After a painfully slow six weeks or so, in December, we published a set of community expectations, and for the past eight weeks, we’ve been working daily to help ensure those expectations are being met, building relationships, and generally following the Peter model of ministry – ready, fire, aim.  It hasn’t always been pretty.  There have been unintended consequences both good and bad, but we are making progress toward our goal of providing a safe, temporary place for those experiencing homelessness to sleep.  Nothing more.  Nothing less.  I wish we had a grand plan.  I wish there was a flow-chart I could post in my office, but it seems that God’s ways are not my ways.  All God asks is for you to raise your hand and volunteer.  Slowly but surely, the rest will be revealed.
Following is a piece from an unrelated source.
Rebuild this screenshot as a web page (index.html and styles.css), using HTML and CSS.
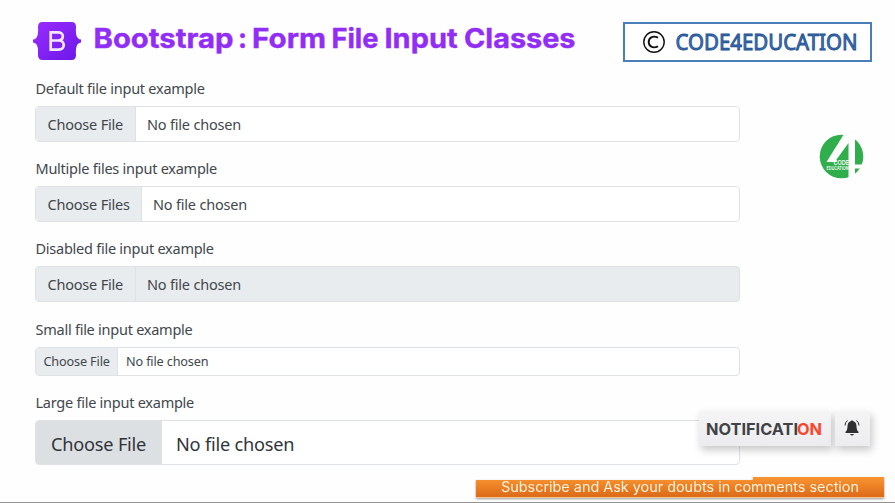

If you want to raise your hand and say “here am I; send me,” come pray with us on the porch, Mondays at 4pm or join our Sacred Conversations meetings on Wednesdays at 4 in the Conference Room.  Jesus loves to make use of Peters and Isaiahs who are flexible and spontaneous, just as he loves to make use of me, a planner and organizer.  I don’t know what will come of this latest invitation to walk with our neighbors; but as my brother would say following Jesus brings a whole lot more blessing than sitting around.  Amen.